Design: Out of Process Hosted Mode (OOPHM)
Introduction & Motivation
GWT's hosted mode browser is an essential part of developing GWT applications. It allows developers to use a standard java debugger to debug GWT/Java code while that code actually affects a real production browser. The current architecture leverages the SWT browser bindings to run the browser instance inside of the hosted mode process. This approach has proved limiting for a number of reasons.
Limitations of the current approach
- It is difficult to support new versions of browsers. For example, we still use Mozilla 1.7.12 on Linux and a custom WebKit build on Mac OS X.
- Due to the way SWT embeds the browser, many plugins/extensions do not work. (Firebug, Google Gears, DOM Inspector)
- There are unpleasant AWT/SWT interactions that continue to require attention. Also, our reliance on AWT has increased in the past few releases and this is expected to continue.
- We only support one browser per platform (theoretically this could be worked around, but it would require a lot of work and have very high maintenance cost.
- We can't use hosted mode across platforms (for example, using IE from a Linux hosted mode across the network). Fixing a late bug on IE often requires setting up an IDE and importing the entire project.
Goals
- Support use of multiple browsers on each supported platform: Linux: Firefox 1.5+. Windows: Firefox 1.5+, IE6/7 and Safari3. OS X: Firefox 1.5+ and any WebKit browser.
- Enable the use of standard and current browser plugins, tools and capabilities (Firebug, DOM Inspector, Gears).
- Avoid version dependencies in supported browsers or system-supplied libraries (and minimize it where it is absolutely not possible).
- Provide user-visible performance no worse than the current implementation.
- Do nothing to impede "instant hosted mode" plans.
- User should be able to start a hosted mode session directly from the IDE, as it currently possible. This includes being able to debug that process in a meaningful way.
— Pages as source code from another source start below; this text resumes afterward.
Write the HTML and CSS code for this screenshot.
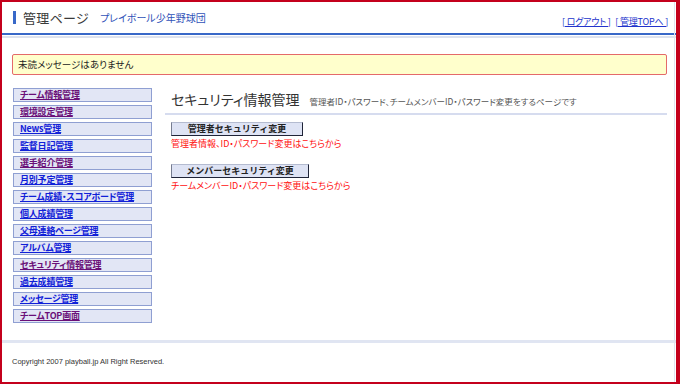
FILE: index.html
```html
<!DOCTYPE html>
<html lang="ja">
<head>
    <meta charset="UTF-8">
    <meta name="viewport" content="width=device-width, initial-scale=1.0">
    <title>管理ページ</title>
    <link rel="stylesheet" href="styles.css">
</head>
<body>
    <div class="frame">
        <div class="header">
            <div class="site-title">
                <span class="title-bar"></span>
                <h1>管理ページ</h1>
                <span class="team-name">プレイボール少年野球団</span>
            </div>
            <div class="header-links">
                <a href="#">[ ログアウト ]</a>
                <a href="#">[ 管理TOPへ ]</a>
            </div>
        </div>
        <div class="header-rule"></div>

        <div class="notice">未読メッセージはありません</div>

        <div class="layout">
            <ul class="side-menu">
                <li><a href="#" class="visited">チーム情報管理</a></li>
                <li><a href="#" class="visited">環境設定管理</a></li>
                <li><a href="#">News管理</a></li>
                <li><a href="#">監督日記管理</a></li>
                <li><a href="#" class="visited">選手紹介管理</a></li>
                <li><a href="#">月別予定管理</a></li>
                <li><a href="#">チーム成績・スコアボード管理</a></li>
                <li><a href="#">個人成績管理</a></li>
                <li><a href="#">父母連絡ページ管理</a></li>
                <li><a href="#">アルバム管理</a></li>
                <li><a href="#" class="visited">セキュリティ情報管理</a></li>
                <li><a href="#">過去成績管理</a></li>
                <li><a href="#">メッセージ管理</a></li>
                <li><a href="#" class="visited">チームTOP画面</a></li>
            </ul>

            <div class="main">
                <div class="page-head">
                    <h2>セキュリティ情報管理</h2>
                    <span class="page-desc">管理者ID・パスワード、チームメンバーID・パスワード変更をするページです</span>
                </div>

                <div class="action">
                    <button class="action-btn btn-admin">管理者セキュリティ変更</button>
                    <p class="action-note">管理者情報、ID・パスワード変更はこちらから</p>
                </div>

                <div class="action">
                    <button class="action-btn btn-member">メンバーセキュリティ変更</button>
                    <p class="action-note">チームメンバーID・パスワード変更はこちらから</p>
                </div>
            </div>
        </div>

        <div class="footer">
            Copyright 2007 playball.jp All Right Reserved.
        </div>
    </div>
</body>
</html>
```

FILE: styles.css
```css
body {
    margin: 0;
    font-family: "Noto Sans CJK JP", "Liberation Sans", sans-serif;
    font-feature-settings: "palt";
    color: #333;
    background: white;
}
.frame {
    box-sizing: border-box;
    width: 680px;
    height: 384px;
    border-style: solid;
    border-color: #c4001c;
    border-width: 2px 4px 2px 2px;
    position: relative;
    display: flex;
    flex-direction: column;
}
.frame::after {
    content: "";
    position: absolute;
    top: 0;
    bottom: 0;
    right: 1px;
    width: 1px;
    background: #dfe3ee;
}
.header {
    height: 31px;
    display: flex;
    align-items: center;
    justify-content: space-between;
    padding: 0 8px 0 11px;
    border-bottom: 2px solid #3868c8;
}
.site-title {
    display: flex;
    align-items: center;
}
.title-bar {
    width: 3px;
    height: 13px;
    background: #3868c8;
    margin-right: 7px;
}
.site-title h1 {
    margin: 0 11px 0 0;
    font-size: 13px;
    font-weight: normal;
    color: #3a3a3a;
    line-height: 1;
    letter-spacing: 0.3px;
}
.team-name {
    font-size: 10px;
    color: #2f52b8;
}
.header-links a {
    font-size: 9px;
    color: #2233cc;
    margin-left: 1px;
    letter-spacing: -0.2px;
}
.header-rule {
    height: 2px;
    margin-top: 1px;
    background: #dde2ee;
}
.notice {
    margin: 16px 9px 0 10px;
    height: 19px;
    line-height: 19px;
    padding-left: 5px;
    background: #ffffcc;
    border: 1px solid #e46a6a;
    border-radius: 2px;
    font-size: 9.5px;
    color: #222;
}
.layout {
    display: flex;
    margin-top: 13px;
    flex: 1;
}
.side-menu {
    list-style: none;
    margin: 0 0 0 11px;
    padding: 0;
    width: 139px;
}
.side-menu li {
    box-sizing: border-box;
    height: 14px;
    margin-bottom: 3px;
    background: #e2e6f5;
    border: 1px solid #8f9fd2;
    padding-left: 6px;
    font-size: 9px;
    line-height: 12px;
}
.side-menu a {
    display: block;
    font-size: 9px;
    line-height: 12px;
    font-weight: bold;
    color: #1020d8;
    letter-spacing: -0.2px;
}
.side-menu a.visited {
    color: #6a0f78;
}
.main {
    flex: 1;
    margin: 0 9px 0 13px;
}
.page-head {
    display: flex;
    align-items: baseline;
    padding: 3px 0 6px 6px;
    border-bottom: 2px solid #d6dcef;
}
.page-head h2 {
    margin: 0 10px 0 0;
    font-size: 14px;
    font-weight: normal;
    color: #333;
    line-height: 16px;
}
.page-desc {
    font-size: 8.5px;
    color: #555;
}
.action {
    margin: 7px 0 0 6px;
}
.action + .action {
    margin-top: 15px;
}
.action-btn {
    display: block;
    height: 14px;
    padding: 0;
    font-family: inherit;
    font-size: 9px;
    font-weight: bold;
    color: #222;
    line-height: 12px;
    background: #dee3f4;
    border: 1px solid;
    border-color: #b4bbd0 #1f2438 #1f2438 #767c90;
}
.btn-admin {
    width: 132px;
}
.btn-member {
    width: 138px;
}
.action-note {
    margin: 3px 0 0 0;
    font-size: 9px;
    color: #ff1010;
    line-height: 10px;
}
.footer {
    border-top: 3px solid #e0e5f2;
    height: 39px;
    padding: 0 0 0 10px;
    font-family: "Liberation Sans", sans-serif;
    font-size: 7.5px;
    color: #333;
    line-height: 38px;
}
```
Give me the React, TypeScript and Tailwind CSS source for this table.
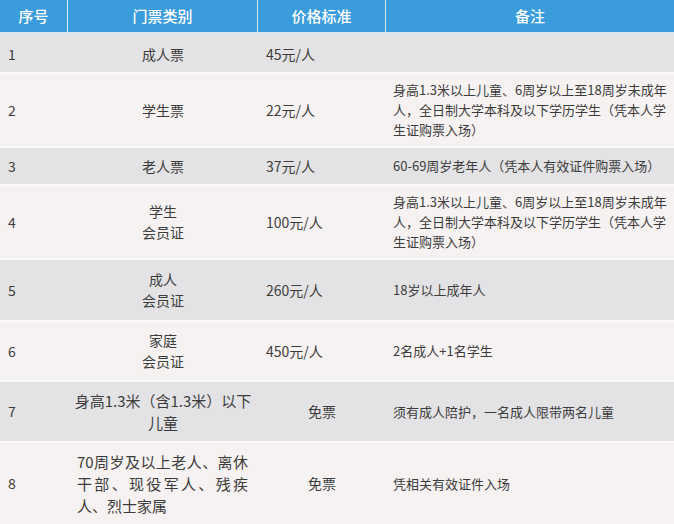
const font = { fontFamily: '"Microsoft YaHei", "Noto Sans CJK SC", "Noto Sans", sans-serif' };

type Row = {
  no: string;
  type: React.ReactNode;
  price: React.ReactNode;
  note: React.ReactNode;
  h: string;
  gray: boolean;
};

const student = (
  <>
    身高1.3米以上儿童、6周岁以上至18周岁未成年
    <br />
    人，全日制大学本科及以下学历学生（凭本人学
    <br />
    生证购票入场）
  </>
);

const rows: Row[] = [
  { no: "1", type: "成人票", price: "45元/人", note: "", h: "h-[36px]", gray: true },
  { no: "2", type: "学生票", price: "22元/人", note: student, h: "h-[72px]", gray: false },
  { no: "3", type: "老人票", price: "37元/人", note: "60-69周岁老年人（凭本人有效证件购票入场）", h: "h-[36px]", gray: true },
  { no: "4", type: <>学生<br />会员证</>, price: "100元/人", note: student, h: "h-[72px]", gray: false },
  { no: "5", type: <>成人<br />会员证</>, price: "260元/人", note: "18岁以上成年人", h: "h-[60px]", gray: true },
  { no: "6", type: <>家庭<br />会员证</>, price: "450元/人", note: "2名成人+1名学生", h: "h-[58px]", gray: false },
];

export default function App() {
  return (
    <div className="w-[674px] h-[524px] overflow-hidden bg-[#fafafa] text-[#3c3c3c]" style={font}>
      {/* header */}
      <div className="flex h-[32px] bg-[#3b9cdc] text-white text-[15px] font-medium">
        <div className="w-[68px] flex items-center justify-center border-r border-[#d8ecf8]">序号</div>
        <div className="w-[190px] flex items-center justify-center border-r border-[#d8ecf8]">门票类别</div>
        <div className="w-[128px] flex items-center justify-center border-r border-[#d8ecf8]">价格标准</div>
        <div className="flex-1 flex items-center justify-center">备注</div>
      </div>
      <div className="h-[4px] bg-[#dfe4ec]" />

      <div className="flex flex-col gap-[2px]">
        {rows.map((r) => (
          <div key={r.no} className={`flex ${r.h} ${r.gray ? "bg-[#e3e3e5]" : "bg-[#f6f2f2]"}`}>
            <div className="w-[68px] pl-[8px] flex items-center text-[14px]">{r.no}</div>
            <div className="w-[190px] flex items-center justify-center text-center text-[14px] leading-[21px]">{r.type}</div>
            <div className="w-[128px] pl-[8px] flex items-center text-[14px]">{r.price}</div>
            <div className="flex-1 pl-[7px] flex items-center text-[13px] leading-[20px] whitespace-nowrap">{r.note}</div>
          </div>
        ))}

        <div className="flex h-[59px] bg-[#e3e3e5]">
          <div className="w-[68px] pl-[8px] flex items-center text-[14px]">7</div>
          <div className="w-[190px] flex flex-col items-center justify-center text-[15px] leading-[22px] whitespace-nowrap">
            <span>身高1.3米（含1.3米）以下</span>
            <span>儿童</span>
          </div>
          <div className="w-[128px] flex items-center justify-center text-[14px]">免票</div>
          <div className="flex-1 pl-[7px] flex items-center text-[13px]">须有成人陪护，一名成人限带两名儿童</div>
        </div>

        <div className="flex h-[81px] bg-[#f6f2f2]">
          <div className="w-[68px] pl-[8px] flex items-center text-[14px]">8</div>
          <div className="w-[190px] px-[10px] pl-[9px] flex flex-col justify-center text-[15px] leading-[22px] whitespace-nowrap">
            <div className="[text-align-last:justify]">70周岁及以上老人、离休</div>
            <div className="[text-align-last:justify]">干部、现役军人、残疾</div>
            <div>人、烈士家属</div>
          </div>
          <div className="w-[128px] flex items-center justify-center text-[14px]">免票</div>
          <div className="flex-1 pl-[7px] flex items-center text-[13px]">凭相关有效证件入场</div>
        </div>
      </div>
    </div>
  );
}
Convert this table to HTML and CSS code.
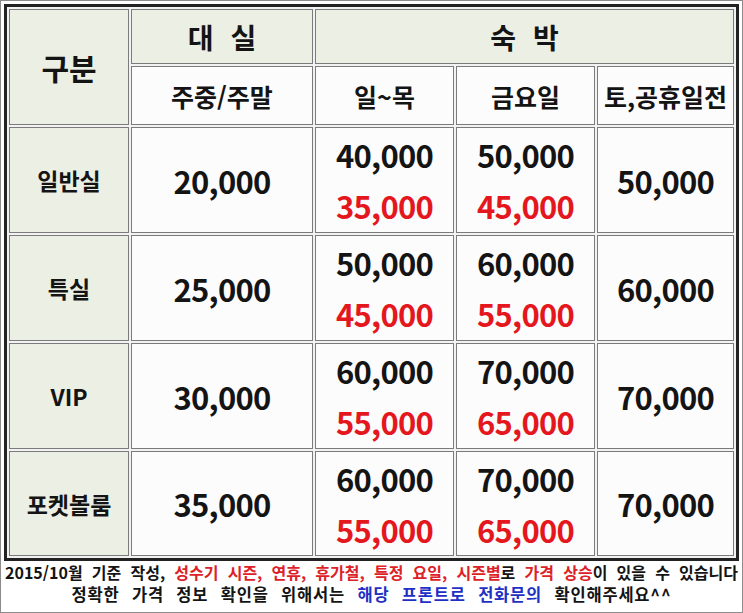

- Continue to support -noserver functionality and use cases.
- Minimize the total number of plugins required (i.e. favor cross-browser plugins over their browser specific brethren).
- Minimize platform-specific code. We should no longer need a gwt-dev-xxx.jar.
Non-goals
- We are specifically not trying to implement "instant hosted mode" with this change, although we don't want to do anything to prevent it later.
- Hosted mode across a high-latency network will not be specifically supported, but may work with limitations.
- Opera support. (This could become a goal at a later date)
- Provide an interface for third-party tools to leverage our communication protocols to the browser. (This could become a goal at a later date)
Use Cases
- Retain the original use case - A GWT developer should be able to launch and debug a GWT application from within a standard Java debugger and IDE. This means that the spawning process must be a jvm instance and we must not do anything to obscure useful stack trace information.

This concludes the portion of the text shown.